Philander's hack claim gives Australia material for third Test
Cape Town: Vernon Philander can expect to hear from Australia about his claim that he was hacked and was not the author of a late-night swipe at Steve Smith on social media that blamed the captain for Kagiso Rabada's suspension.
After a break since the second Test in Port Elizabeth, the Australian team resumed training on Monday at Newlands at the exact time that Rabada's appeal hearing was due to start by video conference.
Smith's squad have got away from the Rabada drama in the past week. Some have taken off on safari, some have substituted the adrenaline of facing the South African spearhead by going shark diving, while others have had a taste of being real tourists in this corner of the world, climbing Table Mountain and relaxing at Camps Bay.

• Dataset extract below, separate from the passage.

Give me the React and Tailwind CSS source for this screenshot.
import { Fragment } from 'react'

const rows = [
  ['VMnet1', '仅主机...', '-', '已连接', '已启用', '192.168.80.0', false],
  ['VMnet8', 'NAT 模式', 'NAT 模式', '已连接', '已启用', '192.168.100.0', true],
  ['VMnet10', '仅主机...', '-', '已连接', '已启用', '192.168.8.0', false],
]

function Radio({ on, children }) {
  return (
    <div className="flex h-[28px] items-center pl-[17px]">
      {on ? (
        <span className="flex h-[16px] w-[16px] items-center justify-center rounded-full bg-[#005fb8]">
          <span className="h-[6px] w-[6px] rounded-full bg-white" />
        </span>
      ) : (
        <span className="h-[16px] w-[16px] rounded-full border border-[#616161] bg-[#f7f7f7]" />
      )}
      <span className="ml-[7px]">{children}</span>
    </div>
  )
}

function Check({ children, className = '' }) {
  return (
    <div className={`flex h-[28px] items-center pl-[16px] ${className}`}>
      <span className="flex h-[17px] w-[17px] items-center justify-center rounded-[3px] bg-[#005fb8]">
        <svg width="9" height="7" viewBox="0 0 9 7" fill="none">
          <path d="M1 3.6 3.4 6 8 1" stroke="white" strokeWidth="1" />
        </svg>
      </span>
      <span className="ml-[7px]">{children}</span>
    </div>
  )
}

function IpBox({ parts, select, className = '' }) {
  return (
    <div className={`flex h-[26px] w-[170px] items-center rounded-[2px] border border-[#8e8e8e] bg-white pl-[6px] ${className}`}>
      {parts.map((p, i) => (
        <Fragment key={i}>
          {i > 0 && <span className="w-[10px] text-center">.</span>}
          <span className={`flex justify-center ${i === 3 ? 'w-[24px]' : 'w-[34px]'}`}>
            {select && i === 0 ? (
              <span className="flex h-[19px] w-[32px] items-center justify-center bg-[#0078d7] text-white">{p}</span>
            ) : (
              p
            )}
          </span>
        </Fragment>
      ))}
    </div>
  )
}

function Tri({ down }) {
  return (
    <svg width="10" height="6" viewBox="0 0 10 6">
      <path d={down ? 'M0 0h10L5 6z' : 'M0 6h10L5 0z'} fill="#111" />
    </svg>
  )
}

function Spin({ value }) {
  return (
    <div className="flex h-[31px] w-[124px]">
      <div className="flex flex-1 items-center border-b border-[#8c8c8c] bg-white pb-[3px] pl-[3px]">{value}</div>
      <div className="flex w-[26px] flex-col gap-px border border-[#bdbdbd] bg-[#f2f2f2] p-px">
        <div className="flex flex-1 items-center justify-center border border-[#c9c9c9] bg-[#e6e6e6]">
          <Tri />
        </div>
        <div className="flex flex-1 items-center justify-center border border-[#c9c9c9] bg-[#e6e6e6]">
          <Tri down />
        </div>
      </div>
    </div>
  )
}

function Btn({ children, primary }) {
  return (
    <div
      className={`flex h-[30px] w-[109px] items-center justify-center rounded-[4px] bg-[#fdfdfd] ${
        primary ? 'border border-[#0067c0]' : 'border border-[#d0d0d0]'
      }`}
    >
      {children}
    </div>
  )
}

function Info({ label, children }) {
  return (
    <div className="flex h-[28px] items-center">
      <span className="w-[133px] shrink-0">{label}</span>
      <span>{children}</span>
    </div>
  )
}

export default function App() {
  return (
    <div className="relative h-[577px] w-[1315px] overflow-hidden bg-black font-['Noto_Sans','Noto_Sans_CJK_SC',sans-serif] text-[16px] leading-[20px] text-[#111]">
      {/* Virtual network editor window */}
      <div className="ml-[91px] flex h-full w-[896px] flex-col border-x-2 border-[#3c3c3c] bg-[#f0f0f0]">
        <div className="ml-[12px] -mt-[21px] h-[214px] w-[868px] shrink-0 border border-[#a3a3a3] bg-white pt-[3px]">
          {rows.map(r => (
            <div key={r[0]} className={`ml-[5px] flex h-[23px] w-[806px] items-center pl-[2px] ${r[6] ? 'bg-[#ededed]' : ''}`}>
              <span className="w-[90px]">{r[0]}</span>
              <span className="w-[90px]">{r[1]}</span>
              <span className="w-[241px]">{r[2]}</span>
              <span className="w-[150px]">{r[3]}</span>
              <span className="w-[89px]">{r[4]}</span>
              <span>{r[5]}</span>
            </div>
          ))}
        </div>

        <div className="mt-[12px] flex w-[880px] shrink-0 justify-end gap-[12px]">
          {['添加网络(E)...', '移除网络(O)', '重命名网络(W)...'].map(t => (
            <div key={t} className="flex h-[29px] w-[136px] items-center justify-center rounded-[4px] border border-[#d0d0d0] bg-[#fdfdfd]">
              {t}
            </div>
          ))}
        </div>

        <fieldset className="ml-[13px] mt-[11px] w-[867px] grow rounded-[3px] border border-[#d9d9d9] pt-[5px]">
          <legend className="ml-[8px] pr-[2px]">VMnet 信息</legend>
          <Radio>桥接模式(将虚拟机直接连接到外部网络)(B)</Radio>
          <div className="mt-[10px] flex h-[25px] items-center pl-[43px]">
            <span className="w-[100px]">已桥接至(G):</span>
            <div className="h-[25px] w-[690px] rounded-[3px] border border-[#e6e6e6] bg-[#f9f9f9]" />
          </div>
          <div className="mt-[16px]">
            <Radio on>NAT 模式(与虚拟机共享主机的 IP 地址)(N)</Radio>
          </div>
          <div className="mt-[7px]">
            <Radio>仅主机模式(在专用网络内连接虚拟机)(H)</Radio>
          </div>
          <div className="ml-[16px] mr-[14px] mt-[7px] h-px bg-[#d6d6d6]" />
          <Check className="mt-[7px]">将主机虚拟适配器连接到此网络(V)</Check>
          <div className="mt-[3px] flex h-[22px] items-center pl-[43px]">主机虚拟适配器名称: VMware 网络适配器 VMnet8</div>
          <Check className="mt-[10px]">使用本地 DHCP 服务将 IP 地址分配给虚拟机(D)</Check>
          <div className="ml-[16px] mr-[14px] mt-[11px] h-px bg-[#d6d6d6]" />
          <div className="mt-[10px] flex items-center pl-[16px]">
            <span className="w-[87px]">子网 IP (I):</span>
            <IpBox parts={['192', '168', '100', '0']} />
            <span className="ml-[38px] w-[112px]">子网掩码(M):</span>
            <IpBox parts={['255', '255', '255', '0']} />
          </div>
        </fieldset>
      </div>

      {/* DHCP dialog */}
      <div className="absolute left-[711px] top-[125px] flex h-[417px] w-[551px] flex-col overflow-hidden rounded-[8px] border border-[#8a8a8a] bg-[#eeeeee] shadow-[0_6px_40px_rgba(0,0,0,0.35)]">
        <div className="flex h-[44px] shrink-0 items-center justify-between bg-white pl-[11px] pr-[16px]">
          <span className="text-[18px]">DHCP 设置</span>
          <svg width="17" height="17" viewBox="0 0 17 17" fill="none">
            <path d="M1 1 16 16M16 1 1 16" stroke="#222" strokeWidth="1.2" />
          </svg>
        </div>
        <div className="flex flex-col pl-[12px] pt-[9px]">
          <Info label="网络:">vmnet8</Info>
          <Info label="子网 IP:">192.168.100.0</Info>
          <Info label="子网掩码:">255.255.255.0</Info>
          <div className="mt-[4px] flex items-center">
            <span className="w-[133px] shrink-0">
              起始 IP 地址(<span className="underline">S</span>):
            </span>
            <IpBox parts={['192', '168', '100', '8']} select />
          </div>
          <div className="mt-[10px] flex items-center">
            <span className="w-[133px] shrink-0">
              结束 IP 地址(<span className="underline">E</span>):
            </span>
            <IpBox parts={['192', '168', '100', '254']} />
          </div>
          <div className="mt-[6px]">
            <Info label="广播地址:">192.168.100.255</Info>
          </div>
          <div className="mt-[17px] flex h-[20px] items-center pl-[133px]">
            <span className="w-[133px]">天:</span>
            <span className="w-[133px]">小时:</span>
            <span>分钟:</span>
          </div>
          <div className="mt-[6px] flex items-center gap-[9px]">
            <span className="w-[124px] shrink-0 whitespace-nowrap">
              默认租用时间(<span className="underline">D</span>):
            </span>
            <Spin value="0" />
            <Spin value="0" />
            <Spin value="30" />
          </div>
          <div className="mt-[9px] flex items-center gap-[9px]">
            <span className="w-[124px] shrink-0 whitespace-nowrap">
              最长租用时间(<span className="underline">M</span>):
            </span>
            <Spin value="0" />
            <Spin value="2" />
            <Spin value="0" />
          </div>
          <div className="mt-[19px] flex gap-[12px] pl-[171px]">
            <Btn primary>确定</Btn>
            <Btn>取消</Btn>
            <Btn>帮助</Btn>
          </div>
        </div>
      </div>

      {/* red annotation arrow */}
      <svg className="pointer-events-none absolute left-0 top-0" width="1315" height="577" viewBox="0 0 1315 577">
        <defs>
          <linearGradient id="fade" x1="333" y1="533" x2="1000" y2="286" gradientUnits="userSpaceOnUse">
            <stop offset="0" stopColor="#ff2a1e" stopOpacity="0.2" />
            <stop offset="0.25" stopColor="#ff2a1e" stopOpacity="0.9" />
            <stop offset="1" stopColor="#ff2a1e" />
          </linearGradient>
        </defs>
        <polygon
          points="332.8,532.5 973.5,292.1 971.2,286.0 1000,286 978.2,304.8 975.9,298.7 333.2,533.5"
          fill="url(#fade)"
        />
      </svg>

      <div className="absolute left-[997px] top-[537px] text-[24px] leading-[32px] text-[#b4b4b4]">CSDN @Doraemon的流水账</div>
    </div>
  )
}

The Australians haven't been completely out of the loop, though, when it comes to the lingering issue of Rabada's ban and South Africa's protest against it.

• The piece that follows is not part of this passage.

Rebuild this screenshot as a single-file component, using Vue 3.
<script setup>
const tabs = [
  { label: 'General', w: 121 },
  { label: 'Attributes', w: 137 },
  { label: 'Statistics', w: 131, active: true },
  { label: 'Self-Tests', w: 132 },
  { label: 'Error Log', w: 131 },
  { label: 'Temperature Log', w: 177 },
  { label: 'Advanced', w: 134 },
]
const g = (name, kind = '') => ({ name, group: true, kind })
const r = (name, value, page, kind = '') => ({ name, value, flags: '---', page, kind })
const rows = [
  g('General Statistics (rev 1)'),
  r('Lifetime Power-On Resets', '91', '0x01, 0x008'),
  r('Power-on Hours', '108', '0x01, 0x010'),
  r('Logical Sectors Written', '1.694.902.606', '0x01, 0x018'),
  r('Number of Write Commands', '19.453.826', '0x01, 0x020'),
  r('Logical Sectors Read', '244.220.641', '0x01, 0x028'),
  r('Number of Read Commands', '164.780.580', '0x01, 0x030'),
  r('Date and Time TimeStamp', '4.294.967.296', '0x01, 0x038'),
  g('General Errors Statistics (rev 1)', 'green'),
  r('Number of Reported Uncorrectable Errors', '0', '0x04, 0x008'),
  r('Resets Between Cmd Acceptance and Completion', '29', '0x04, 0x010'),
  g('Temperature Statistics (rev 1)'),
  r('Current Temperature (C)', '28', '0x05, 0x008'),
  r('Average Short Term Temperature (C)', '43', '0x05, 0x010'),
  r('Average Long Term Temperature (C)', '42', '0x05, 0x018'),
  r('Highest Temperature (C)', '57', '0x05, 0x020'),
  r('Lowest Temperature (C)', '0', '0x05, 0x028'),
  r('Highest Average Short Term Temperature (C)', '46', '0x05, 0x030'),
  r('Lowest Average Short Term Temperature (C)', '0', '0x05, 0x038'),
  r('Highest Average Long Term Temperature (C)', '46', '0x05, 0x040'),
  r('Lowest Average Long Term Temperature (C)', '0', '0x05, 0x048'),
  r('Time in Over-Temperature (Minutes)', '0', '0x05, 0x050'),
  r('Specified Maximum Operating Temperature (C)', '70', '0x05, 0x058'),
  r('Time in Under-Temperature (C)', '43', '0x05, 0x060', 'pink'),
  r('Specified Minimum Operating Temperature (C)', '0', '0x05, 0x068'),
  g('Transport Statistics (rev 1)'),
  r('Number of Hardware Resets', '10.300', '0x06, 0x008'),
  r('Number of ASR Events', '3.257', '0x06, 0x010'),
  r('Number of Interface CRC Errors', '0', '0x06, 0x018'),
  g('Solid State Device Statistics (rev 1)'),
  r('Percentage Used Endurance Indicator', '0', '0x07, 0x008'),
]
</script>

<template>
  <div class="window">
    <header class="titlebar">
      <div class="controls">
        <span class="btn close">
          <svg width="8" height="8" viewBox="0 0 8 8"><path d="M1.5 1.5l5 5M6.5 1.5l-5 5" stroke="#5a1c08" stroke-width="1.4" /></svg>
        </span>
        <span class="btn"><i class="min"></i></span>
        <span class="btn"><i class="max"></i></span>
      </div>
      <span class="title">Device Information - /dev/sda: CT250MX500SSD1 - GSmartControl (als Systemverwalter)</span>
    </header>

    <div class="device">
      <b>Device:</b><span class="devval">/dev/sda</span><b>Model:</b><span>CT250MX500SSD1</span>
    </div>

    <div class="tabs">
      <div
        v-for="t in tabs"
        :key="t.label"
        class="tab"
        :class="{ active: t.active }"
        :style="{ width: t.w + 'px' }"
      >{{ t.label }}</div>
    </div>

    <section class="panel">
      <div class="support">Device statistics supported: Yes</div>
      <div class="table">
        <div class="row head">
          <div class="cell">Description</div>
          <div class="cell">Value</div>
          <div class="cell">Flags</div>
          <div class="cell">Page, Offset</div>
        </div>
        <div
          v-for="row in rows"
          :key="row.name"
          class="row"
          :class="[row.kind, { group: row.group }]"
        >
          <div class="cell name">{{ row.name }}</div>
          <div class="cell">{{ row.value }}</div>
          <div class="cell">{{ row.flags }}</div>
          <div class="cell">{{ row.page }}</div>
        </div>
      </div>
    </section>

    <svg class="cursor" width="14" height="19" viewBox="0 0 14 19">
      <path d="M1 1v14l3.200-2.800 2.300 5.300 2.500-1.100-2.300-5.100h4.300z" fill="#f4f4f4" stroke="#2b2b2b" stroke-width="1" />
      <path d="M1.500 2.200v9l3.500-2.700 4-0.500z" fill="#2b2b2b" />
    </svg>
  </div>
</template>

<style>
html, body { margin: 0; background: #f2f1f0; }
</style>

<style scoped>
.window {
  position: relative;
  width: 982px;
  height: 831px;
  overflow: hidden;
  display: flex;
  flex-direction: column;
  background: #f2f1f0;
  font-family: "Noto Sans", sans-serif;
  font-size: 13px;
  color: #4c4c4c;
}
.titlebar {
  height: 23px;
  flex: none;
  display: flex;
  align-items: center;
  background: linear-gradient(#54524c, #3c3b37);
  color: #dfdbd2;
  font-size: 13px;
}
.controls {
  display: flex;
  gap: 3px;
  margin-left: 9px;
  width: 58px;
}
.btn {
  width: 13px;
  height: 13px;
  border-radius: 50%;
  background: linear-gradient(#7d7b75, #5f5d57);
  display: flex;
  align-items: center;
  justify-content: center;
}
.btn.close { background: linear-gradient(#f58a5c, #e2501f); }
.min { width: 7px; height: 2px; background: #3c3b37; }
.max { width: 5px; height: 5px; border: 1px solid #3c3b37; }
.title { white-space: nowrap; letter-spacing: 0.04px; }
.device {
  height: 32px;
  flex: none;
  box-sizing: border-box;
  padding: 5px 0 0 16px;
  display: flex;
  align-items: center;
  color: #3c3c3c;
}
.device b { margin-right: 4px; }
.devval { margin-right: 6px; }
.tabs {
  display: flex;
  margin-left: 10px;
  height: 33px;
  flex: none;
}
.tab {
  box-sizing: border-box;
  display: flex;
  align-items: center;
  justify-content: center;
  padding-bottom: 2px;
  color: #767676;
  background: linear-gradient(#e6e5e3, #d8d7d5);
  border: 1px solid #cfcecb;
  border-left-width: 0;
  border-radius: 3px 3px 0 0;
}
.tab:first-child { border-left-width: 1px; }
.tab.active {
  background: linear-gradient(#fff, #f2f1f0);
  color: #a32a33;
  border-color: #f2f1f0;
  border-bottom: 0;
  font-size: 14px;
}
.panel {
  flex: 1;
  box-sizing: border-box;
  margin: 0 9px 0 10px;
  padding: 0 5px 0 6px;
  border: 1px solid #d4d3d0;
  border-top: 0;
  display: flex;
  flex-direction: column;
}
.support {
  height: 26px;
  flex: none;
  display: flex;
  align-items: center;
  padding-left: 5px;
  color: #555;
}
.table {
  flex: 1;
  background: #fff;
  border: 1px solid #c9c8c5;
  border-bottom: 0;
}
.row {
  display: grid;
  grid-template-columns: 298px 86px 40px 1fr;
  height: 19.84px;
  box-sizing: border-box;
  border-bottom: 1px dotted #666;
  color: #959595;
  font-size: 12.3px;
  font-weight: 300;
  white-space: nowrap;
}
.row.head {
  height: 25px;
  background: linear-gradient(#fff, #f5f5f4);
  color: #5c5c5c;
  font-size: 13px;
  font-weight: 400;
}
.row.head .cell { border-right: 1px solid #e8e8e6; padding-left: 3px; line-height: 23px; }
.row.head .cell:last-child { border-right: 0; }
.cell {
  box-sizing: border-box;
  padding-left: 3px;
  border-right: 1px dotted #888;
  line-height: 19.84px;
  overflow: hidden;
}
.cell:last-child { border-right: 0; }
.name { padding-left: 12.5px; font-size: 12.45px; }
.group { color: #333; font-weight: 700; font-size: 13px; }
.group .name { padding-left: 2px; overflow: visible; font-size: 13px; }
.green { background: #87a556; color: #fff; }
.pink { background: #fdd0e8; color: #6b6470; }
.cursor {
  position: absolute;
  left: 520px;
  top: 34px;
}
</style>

One thing they certainly noticed was the tweet issued from Philander's account last week in which the Proteas seamer appeared to blame Smith for the incident that led to Rabada's suspension, alleging he "gave KG (Rabada) the shoulder".
Philander woke up the next morning and claimed he had been hacked. But whether it was him or a Russian bot who was responsible, the Australians took notice.

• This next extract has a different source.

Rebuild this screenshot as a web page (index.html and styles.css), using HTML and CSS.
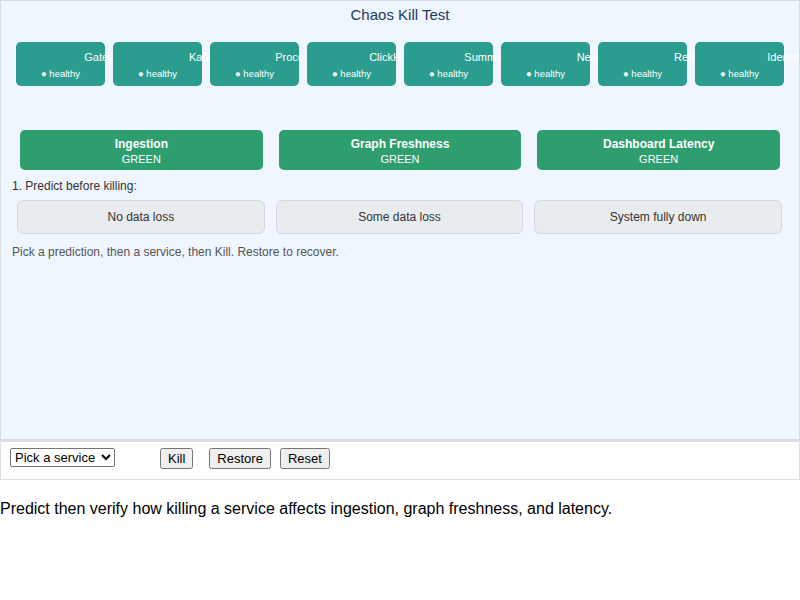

"We saw the tweet. It was obviously quite popular there for a little while. I don’t know if he wrote it or if his account was hacked or not," opener Cameron Bancroft said.
"That’s his opinion, isn’t it, and he’s got to deal with the consequences of that now, not us.
"If our banter is anything like it has gone this series I’m sure it will be brought up at some stage to get under someone’s nerves.
"That’s boys being boys playing cricket. Who can hurt someone’s feelings the most. It seems to be a bit that way."
Smith himself has been silent on the contact with Rabada since the second Test.
He wasn't required for the much-anticipated appeal, which was being thrashed out between the fast bowler's legal representative, Dali Mpofu, and ICC judicial commissioner Michael Heron QC of New Zealand.
Smith is more concerned with having a major impact with the bat on the final two matches of the series after averaging a below-par 32.5.
"I think the ICC have covered the matter pretty thoroughly and pretty well. There’s no doubt in the rules of the game that actions like that aren’t really appropriate," Bancroft said.
"They will deem from now what comes of that and I’m sure whatever comes about from it will be the right thing. That’s what they’re there to do."
While Rabada has been considered at long odds to have his suspension overturned, Australia's batsmen still headed to the training nets on Monday having to plan as if he would be steaming in at them.
Heron had 48 hours after the hearing to file his report with the ICC, meaning a decision may not be made until Wednesday, the day before the third Test starts.
South Africa, themselves planning for the worst, have added paceman Duanne Olivier and all-rounder Chris Morris to their squad for Newlands, unable to call upon an injured Dale Steyn until at least the fourth Test at the Wanderers.
The retiring Morne Morkel would be the likely man to come in for Rabada but while the absence of the world's No.1 fast bowler looms as a major factor, Australia are reluctant to claim a psychological advantage.
"All their players play pretty tough, hard cricket," Bancroft said. "[Rabada] has been at the front of a lot of attention recently but he’s got a lot of people behind him in the team that play really tough, hard cricket as well.
"As we saw with Olivier in the tour game [in Benoni], they’ve got guys who can play really aggressive cricket. The way South Africa play and the way we play it’s pretty feisty and we certainly push the boundaries a lot, but I think that’s what makes it such a great game for spectators and to be a part of.
"We’re not really worried about that at all, and we know regardless of if he plays or not they’ll come really hard at us."